__EXERCISE GOAL__
Copy out the data below as written; omit any images.

#### GIVEN DATA ####

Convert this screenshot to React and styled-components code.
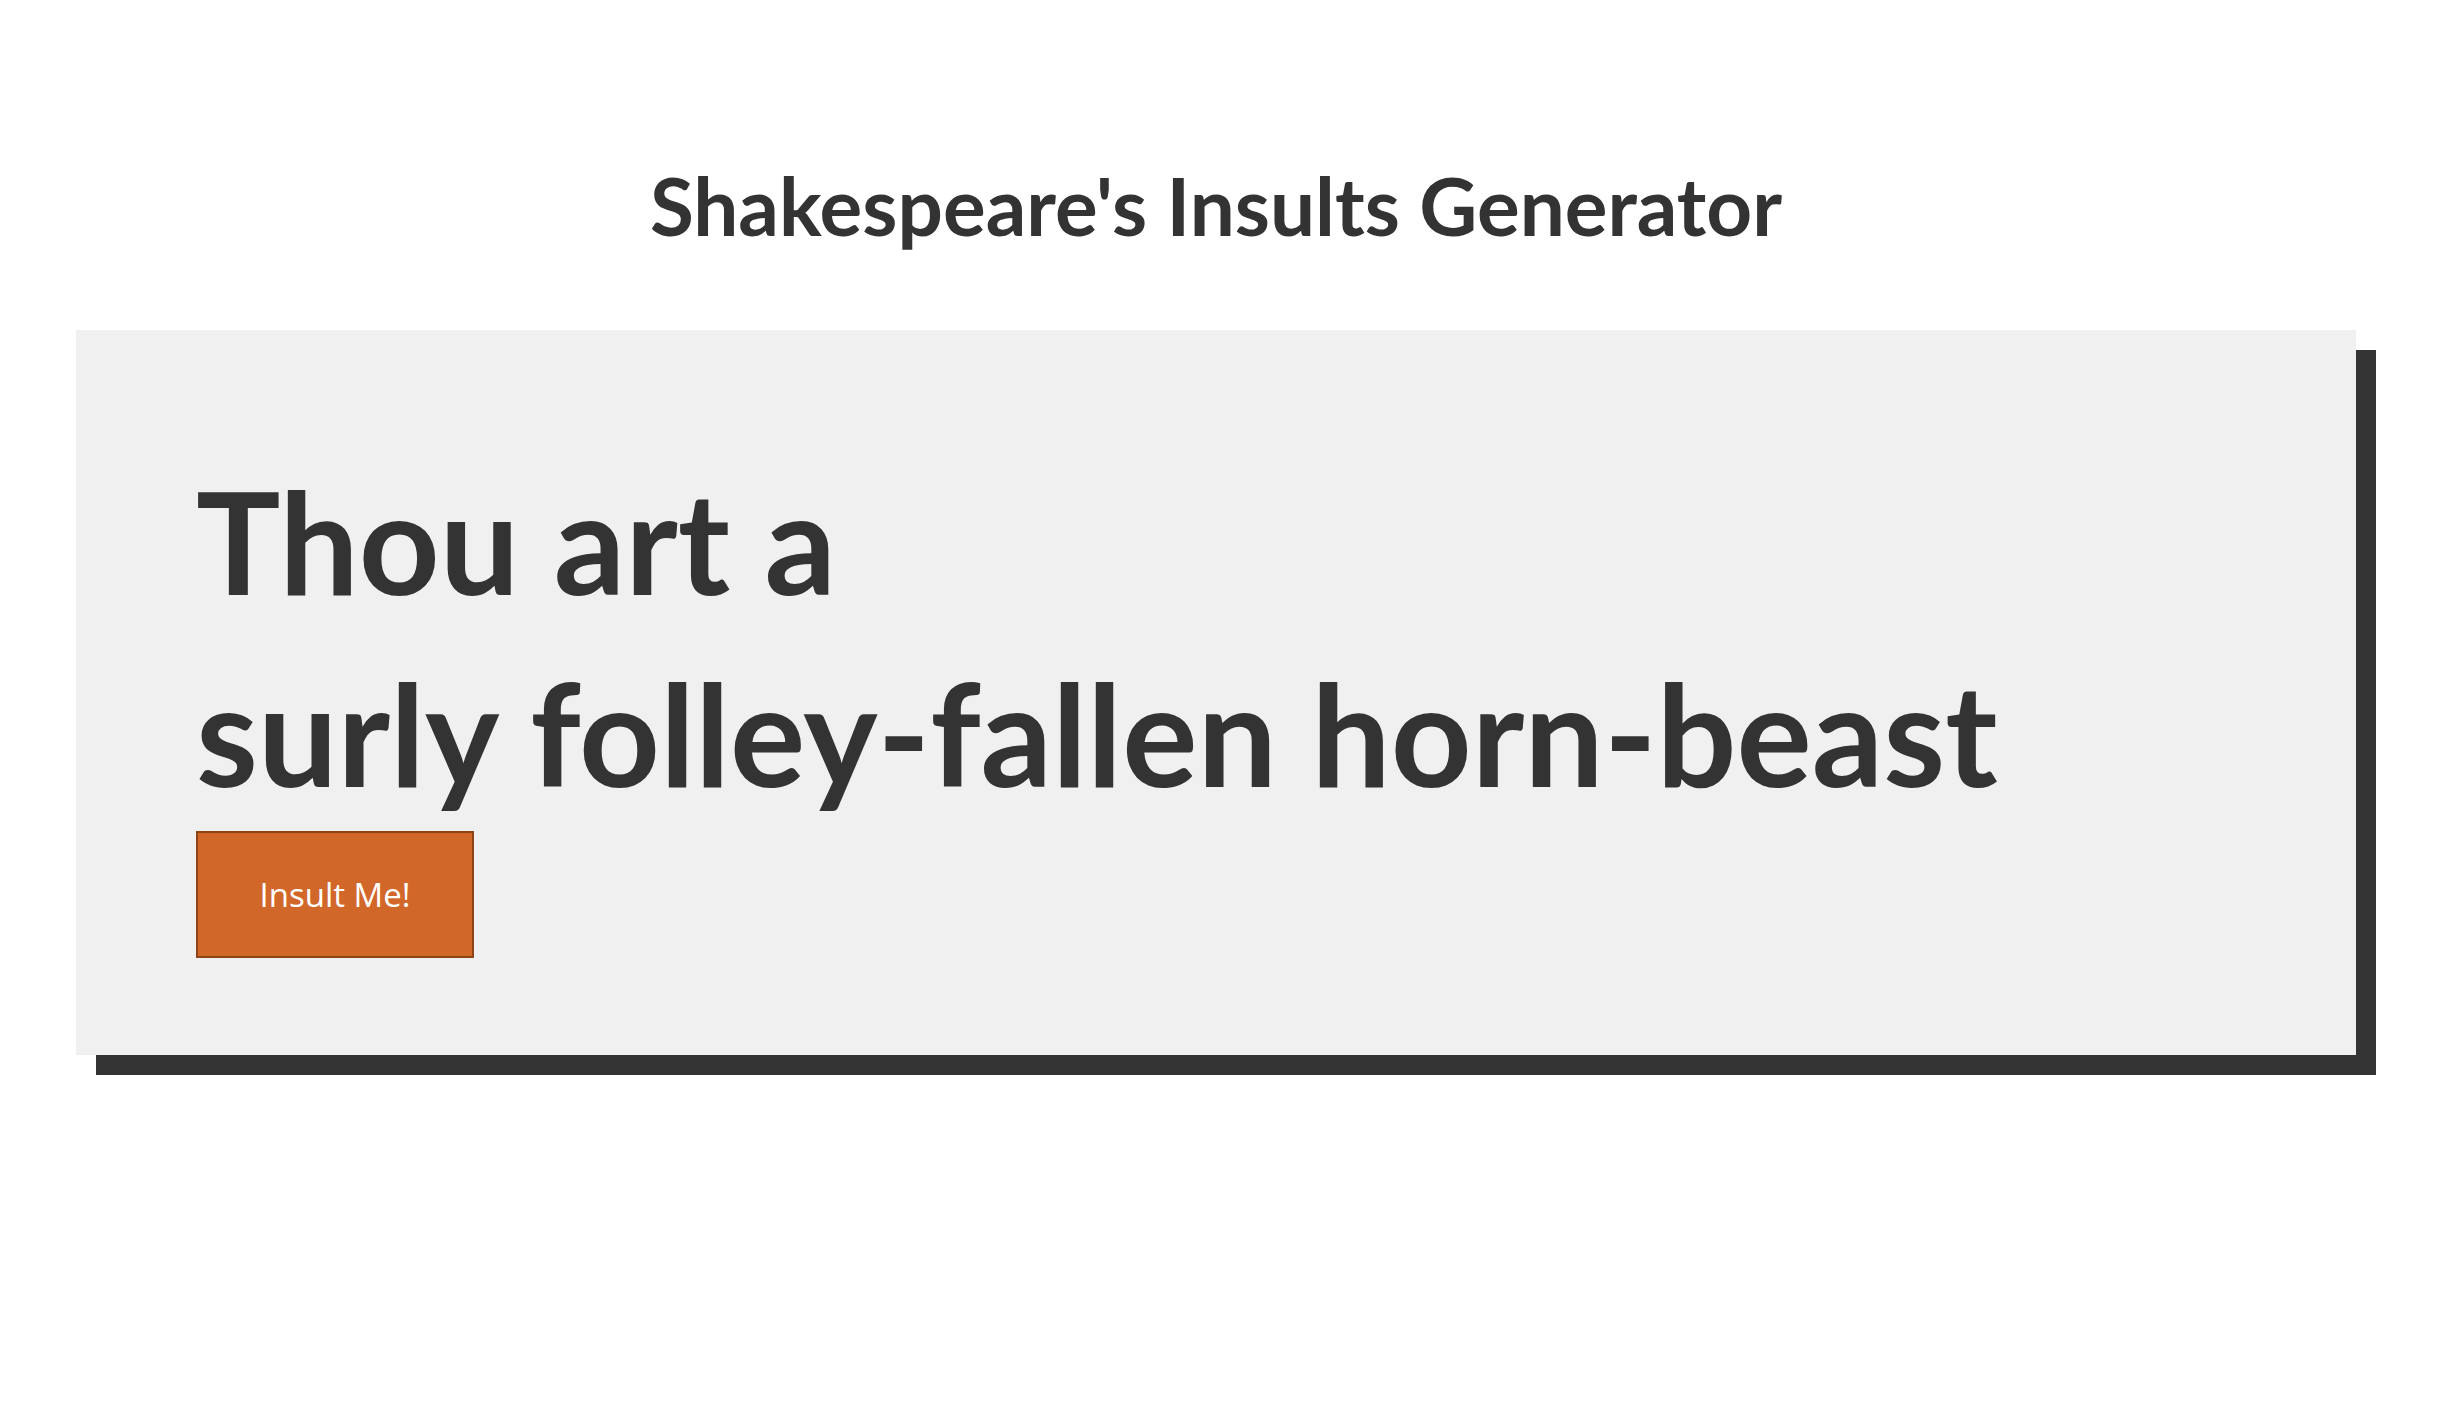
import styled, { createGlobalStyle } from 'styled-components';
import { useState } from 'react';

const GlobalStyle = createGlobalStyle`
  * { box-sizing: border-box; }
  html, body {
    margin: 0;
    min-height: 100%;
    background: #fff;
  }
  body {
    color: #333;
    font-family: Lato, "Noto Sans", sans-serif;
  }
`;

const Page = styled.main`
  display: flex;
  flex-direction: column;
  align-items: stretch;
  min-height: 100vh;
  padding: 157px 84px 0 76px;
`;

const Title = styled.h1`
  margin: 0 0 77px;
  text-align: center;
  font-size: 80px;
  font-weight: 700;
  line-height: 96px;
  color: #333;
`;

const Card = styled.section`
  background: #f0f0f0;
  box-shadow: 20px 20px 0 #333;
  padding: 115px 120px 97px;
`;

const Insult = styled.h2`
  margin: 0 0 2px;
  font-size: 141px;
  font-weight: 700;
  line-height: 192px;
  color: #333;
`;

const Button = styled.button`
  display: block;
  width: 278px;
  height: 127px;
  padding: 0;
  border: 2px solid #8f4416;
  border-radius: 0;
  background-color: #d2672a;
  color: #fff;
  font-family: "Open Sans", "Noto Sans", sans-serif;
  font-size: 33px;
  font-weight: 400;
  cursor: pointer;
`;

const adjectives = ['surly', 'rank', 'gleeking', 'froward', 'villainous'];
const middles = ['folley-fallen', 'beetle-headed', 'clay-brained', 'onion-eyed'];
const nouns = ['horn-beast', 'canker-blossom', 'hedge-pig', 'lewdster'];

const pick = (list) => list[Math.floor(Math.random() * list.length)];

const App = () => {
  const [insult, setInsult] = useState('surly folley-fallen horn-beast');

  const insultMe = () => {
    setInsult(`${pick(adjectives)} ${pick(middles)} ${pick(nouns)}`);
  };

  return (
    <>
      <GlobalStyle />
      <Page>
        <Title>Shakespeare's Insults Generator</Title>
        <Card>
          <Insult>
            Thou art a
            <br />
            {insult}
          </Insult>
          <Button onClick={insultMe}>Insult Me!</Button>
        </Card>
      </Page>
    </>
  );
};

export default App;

####

__CORRECT ANSWER__
Convert this screenshot to React and styled-components code.
import styled, { createGlobalStyle } from 'styled-components';
import { useState } from 'react';

const GlobalStyle = createGlobalStyle`
  * { box-sizing: border-box; }
  html, body {
    margin: 0;
    min-height: 100%;
    background: #fff;
  }
  body {
    color: #333;
    font-family: Lato, "Noto Sans", sans-serif;
  }
`;

const Page = styled.main`
  display: flex;
  flex-direction: column;
  align-items: stretch;
  min-height: 100vh;
  padding: 157px 84px 0 76px;
`;

const Title = styled.h1`
  margin: 0 0 77px;
  text-align: center;
  font-size: 80px;
  font-weight: 700;
  line-height: 96px;
  color: #333;
`;

const Card = styled.section`
  background: #f0f0f0;
  box-shadow: 20px 20px 0 #333;
  padding: 115px 120px 97px;
`;

const Insult = styled.h2`
  margin: 0 0 2px;
  font-size: 141px;
  font-weight: 700;
  line-height: 192px;
  color: #333;
`;

const Button = styled.button`
  display: block;
  width: 278px;
  height: 127px;
  padding: 0;
  border: 2px solid #8f4416;
  border-radius: 0;
  background-color: #d2672a;
  color: #fff;
  font-family: "Open Sans", "Noto Sans", sans-serif;
  font-size: 33px;
  font-weight: 400;
  cursor: pointer;
`;

const adjectives = ['surly', 'rank', 'gleeking', 'froward', 'villainous'];
const middles = ['folley-fallen', 'beetle-headed', 'clay-brained', 'onion-eyed'];
const nouns = ['horn-beast', 'canker-blossom', 'hedge-pig', 'lewdster'];

const pick = (list) => list[Math.floor(Math.random() * list.length)];

const App = () => {
  const [insult, setInsult] = useState('surly folley-fallen horn-beast');

  const insultMe = () => {
    setInsult(`${pick(adjectives)} ${pick(middles)} ${pick(nouns)}`);
  };

  return (
    <>
      <GlobalStyle />
      <Page>
        <Title>Shakespeare's Insults Generator</Title>
        <Card>
          <Insult>
            Thou art a
            <br />
            {insult}
          </Insult>
          <Button onClick={insultMe}>Insult Me!</Button>
        </Card>
      </Page>
    </>
  );
};

export default App;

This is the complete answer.